The Immune System

New research on the immune system has led to an unprecedented understanding of the relationship between the nervous system and the immune system. One kind of immune cells, lymphocytes, remain undivided and unchanged throughout your lifetime ö just like brain cells. One set of lymphocytes even develops at the same stages and in the same place as your brain cells.

The immune system and the nervous system also share a number of features, including memory and recognition. It now appears that bidirectional pathways, two-way avenues of communication, exist between the nervous, endocrine, and immune systems. The phrase psychoneuroimmunology describes the combined study of the psyche, nervous system and immune system. Coined by Robert Adler as early as 1975, the fruits of this complex area of study have only recently begun to become available.

It now appears that immune function and psychological health may be directly related. One recent study, for example, found that women with histories of long-term sexual abuse had lower ratios of certain immune cells, resulting in "significant immunological abnormalities." Another study suggests that the ability to express one's distress can improve immune function.
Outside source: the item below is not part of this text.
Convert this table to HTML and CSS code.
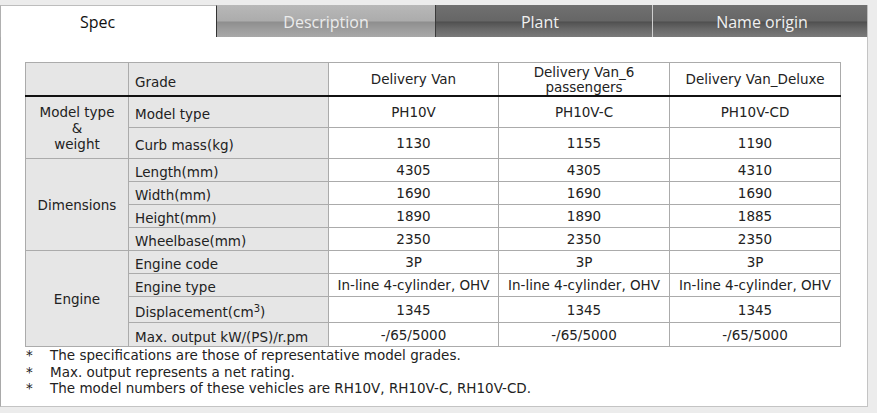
FILE: index.html
```html
<!DOCTYPE html>
<html lang="en">
<head>
<meta charset="utf-8">
<title>Spec</title>
<link rel="stylesheet" href="styles.css">
</head>
<body>
<div class="wrap">
  <div class="tabs">
    <div class="tab tab-active">Spec</div>
    <div class="tab tab-light">Description</div>
    <div class="tab tab-dark">Plant</div>
    <div class="tab tab-dark tab-last">Name origin</div>
  </div>
  <div class="panel">
    <table class="spec">
      <colgroup>
        <col class="c1"><col class="c2"><col class="c3"><col class="c4"><col class="c5">
      </colgroup>
      <tr class="r-head">
        <th class="grey"></th>
        <th class="grey label head-label">Grade</th>
        <th>Delivery Van</th>
        <th class="two">Delivery Van_6<br>passengers</th>
        <th>Delivery Van_Deluxe</th>
      </tr>
      <tr class="r-big">
        <td class="grey group" rowspan="2">Model type<br>&amp;<br>weight</td>
        <td class="grey label">Model type</td>
        <td>PH10V</td><td>PH10V-C</td><td>PH10V-CD</td>
      </tr>
      <tr class="r-big">
        <td class="grey label">Curb mass(kg)</td>
        <td>1130</td><td>1155</td><td>1190</td>
      </tr>
      <tr class="r-sm">
        <td class="grey group" rowspan="4">Dimensions</td>
        <td class="grey label">Length(mm)</td>
        <td>4305</td><td>4305</td><td>4310</td>
      </tr>
      <tr class="r-sm">
        <td class="grey label">Width(mm)</td>
        <td>1690</td><td>1690</td><td>1690</td>
      </tr>
      <tr class="r-sm">
        <td class="grey label">Height(mm)</td>
        <td>1890</td><td>1890</td><td>1885</td>
      </tr>
      <tr class="r-sm">
        <td class="grey label">Wheelbase(mm)</td>
        <td>2350</td><td>2350</td><td>2350</td>
      </tr>
      <tr class="r-sm">
        <td class="grey group" rowspan="4">Engine</td>
        <td class="grey label">Engine code</td>
        <td>3P</td><td>3P</td><td>3P</td>
      </tr>
      <tr class="r-sm">
        <td class="grey label">Engine type</td>
        <td>In-line 4-cylinder, OHV</td><td>In-line 4-cylinder, OHV</td><td>In-line 4-cylinder, OHV</td>
      </tr>
      <tr class="r-disp">
        <td class="grey label">Displacement(cm<sup>3</sup>)</td>
        <td>1345</td><td>1345</td><td>1345</td>
      </tr>
      <tr class="r-max">
        <td class="grey label">Max. output kW/(PS)/r.pm</td>
        <td>-/65/5000</td><td>-/65/5000</td><td>-/65/5000</td>
      </tr>
    </table>
    <ul class="notes">
      <li><span class="ast">*</span><span>The specifications are those of representative model grades.</span></li>
      <li><span class="ast">*</span><span>Max. output represents a net rating.</span></li>
      <li><span class="ast">*</span><span>The model numbers of these vehicles are RH10V, RH10V-C, RH10V-CD.</span></li>
    </ul>
  </div>
</div>
</body>
</html>
```
FILE: styles.css
```css
html, body {
  margin: 0;
  padding: 0;
  background: #ececec;
}
body {
  font-family: "DejaVu Sans", Verdana, sans-serif;
  font-size: 13.5px;
  color: #222;
}
.wrap {
  width: 868px;
  padding-top: 5px;
}
.tabs {
  display: flex;
  height: 32px;
}
.tab {
  height: 32px;
  line-height: 34px;
  text-align: center;
  font-family: "Open Sans", "Noto Sans", sans-serif;
  font-size: 16px;
  box-sizing: border-box;
}
.tab-active {
  width: 217px;
  background: #fff;
  color: #111;
  border-top: 1px solid #bdbdbd;
  border-left: 1px solid #b0b0b0;
  border-right: 1px solid #333;
  line-height: 33px;
  padding-right: 22px;
}
.tab-light {
  width: 219px;
  color: #ececec;
  background: linear-gradient(to bottom, #b8b8b8 0px, #acacac 16px, #8e8e8e 17px, #909090 18px, #9c9c9c 24px, #a8a8a8 32px);
  border-right: 1px solid #3a3a3a;
}
.tab-dark {
  width: 217px;
  color: #f0f0f0;
  background: linear-gradient(to bottom, #707070 0px, #666 16px, #4e4e4e 17px, #545454 18px, #686868 24px, #7a7a7a 32px);
  border-right: 1px solid #cfcfcf;
  padding-right: 8px;
}
.tab-last {
  width: 215px;
  border-right: 1px solid #bdbdbd;
  padding-right: 0;
  padding-left: 4px;
}
.panel {
  background: #fff;
  border-left: 1px solid #a9a9a9;
  border-right: 1px solid #c4c4c4;
  border-bottom: 1px solid #c4c4c4;
  padding: 25px 0 0 24px;
  height: 344px;
  box-sizing: content-box;
  width: 842px;
}
.spec {
  border-collapse: collapse;
  table-layout: fixed;
  width: 816px;
}
.c1 { width: 103px; }
.c2 { width: 200px; }
.c3 { width: 170px; }
.c4 { width: 171px; }
.c5 { width: 171px; }
.spec th, .spec td {
  border: 1px solid #ababab;
  text-align: center;
  font-weight: normal;
  padding: 0 4px;
  vertical-align: middle;
  line-height: 16px;
  white-space: nowrap;
}
.spec .grey {
  background: #e6e6e6;
}
.spec .label {
  text-align: left;
  padding: 4px 6px 0 6px;
}
.spec .head-label {
  padding-top: 6px;
}
.spec .two {
  line-height: 15px;
  padding-top: 1px;
}
.r-head th {
  height: 32px;
  border-bottom: 2px solid #111;
}
.r-head th.head-label { height: 26px; }
.r-head th.two { height: 31px; }
.r-big td { height: 30px; }
.r-big td.label { height: 26px; }
.r-sm td { height: 22px; }
.r-sm td.label { height: 18px; }
.r-disp td { height: 25px; }
.r-disp td.label { height: 21px; }
.r-max td { height: 23px; }
.r-max td.label { height: 19px; }
.spec td.group { height: auto; padding: 0 4px; }
sup {
  font-size: 10px;
  line-height: 0;
}
.notes {
  list-style: none;
  margin: 0;
  padding: 0;
}
.notes li {
  display: flex;
  line-height: 16.5px;
}
.ast {
  width: 24px;
  padding-left: 1px;
}
```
This relationship between psychological health and immunity can have a profound effect on how the body reacts to illness. In the 1970s Carl and Stephanie Simonton began teaching cancer patients the use of visualization at the Cancer Counseling and Research Center in Dallas. Patients visualized forces coming to fight their cancer. The survival rates of their patients doubled. Some even experienced spontaneous remissions. Researchers do not fully understand this connection between psychological well-being and immune function, but there is considerable evidence that this link exists. Robert Ader and Nicholas Cohen conducted a series of experiments at Rochester University Medical School. Beginning in the 1970s they administered a drug that lowers immune response in water flavored with saccharin to mice. They then measured the immune response of the mice. After testing, they administered saccharin alone. The mice showed the same immune suppression without being given the immuno-suppressant drug. The response came with exposure to saccharin alone – a conditioned response. This suggested a strong link between immune function and psychological learning.
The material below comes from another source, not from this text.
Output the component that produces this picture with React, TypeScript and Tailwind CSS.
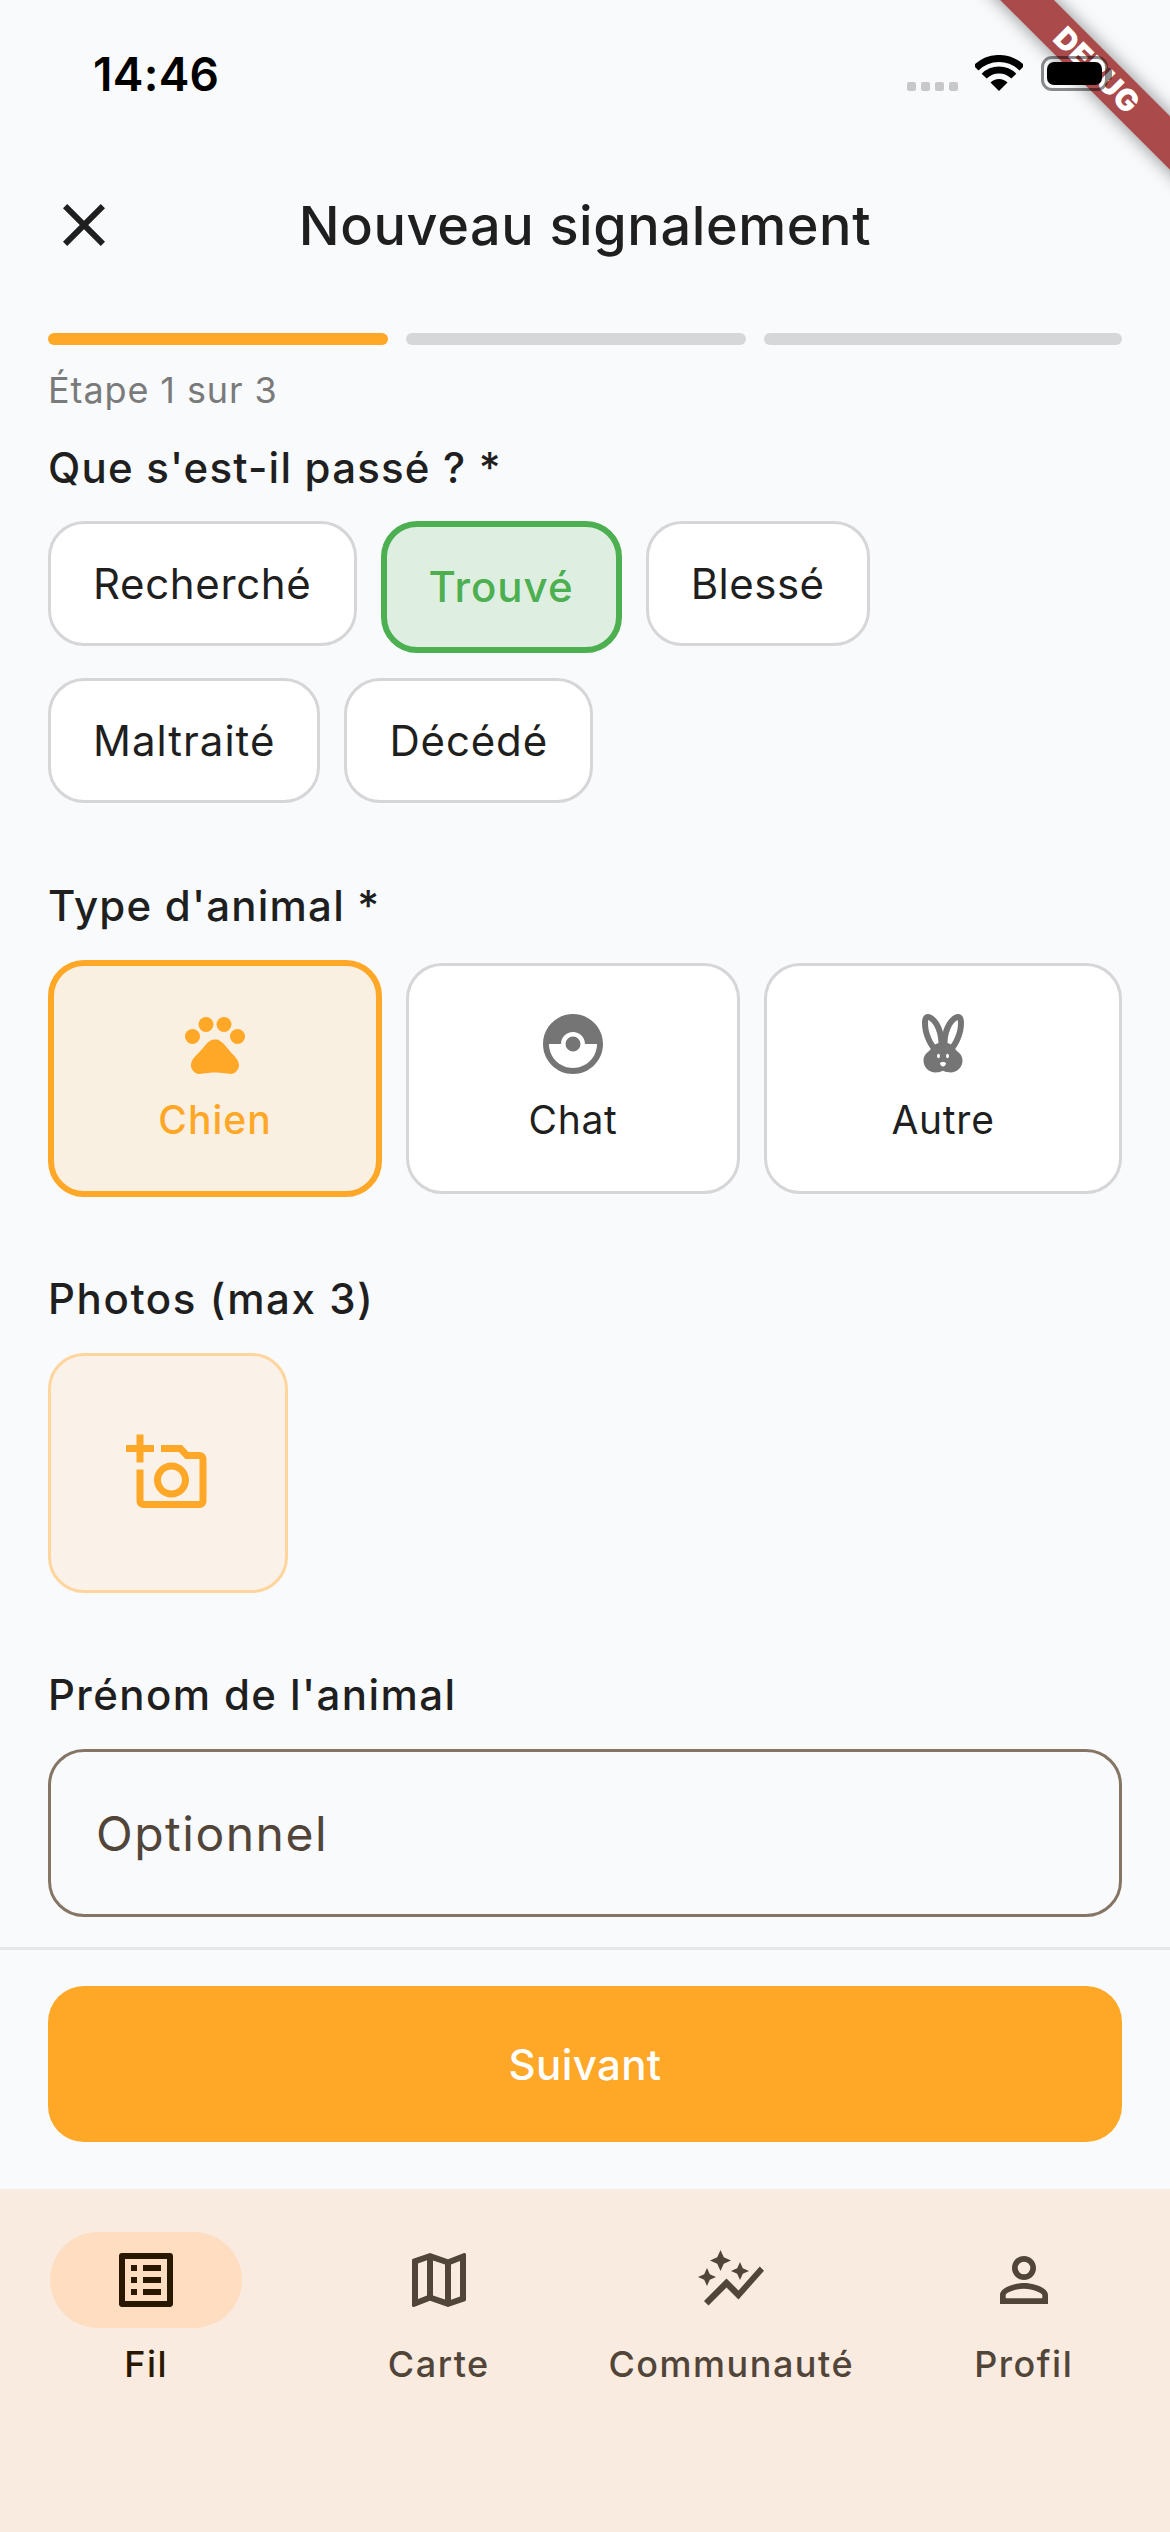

Yale researcher Bernie Siegel is widely known for his work on visualization. He focuses on helping patient to achieve peace of mind, and notes that when they do, diseases and illnesses often disappear. "My message is peace of mind, not curing cancer or paralysis," Siegel says. "In achieving peace of mind, cancer may be healed and paralysis may disappear. These things may occur through peace of mind, which creates a healing environment in the body."

Similarly, Jon Kabat-Zinn, who heads the Stress Reduction Clinic at University of Massachusetts Medical Center, emphasizes that use of meditation must center on healing not on cure. "In order to be effective for healing, we believe that the use of visualization and imagery needs to be embedded in a larger context, one that understands and honors non-doing and non-striving," he writes. "Otherwise, visualization exercises can too easily degenerate from meditation into wishful thinking, and the intrinsic healing power and wisdom of the simple mindfulness practice itself can remain untapped or be trivialized in the quest for something more elaborate and goal oriented." Ironically, it seems the best way to use meditation to increase healing involves letting go of the immediate goal and practicing mindfulness or meditation for its own sake. "To bring calmness to the mind and body requires that at a certain point we be willing to let go of wanting anything at all to happen and just accept things as they are and ourselves as we are with an open, receptive heart," Kabat-Zinn explains. "This inner peace and acceptance lie at the heart of both health and wisdom."

Links between the immune system and psychological well being are not yet fully understood, but they clearly exist. An integrated approach toward heath will involve not only the development of knowledge of the immune system, and learning detoxification and methods of supporting the immune system, but will incorporate some sort of spiritual orientation and practice. Unresolved psychological wounds appear to have a real impact on our health, and the work of psychological growth and healing cannot be ignored in moving toward full health. Perhaps most importantly, full health involves creating and sustaining an image of yourself as a healthy and fulfilled person. That work of visualization and imagery can be started today, at no cost, by first seeing yourself as the person you hope to be.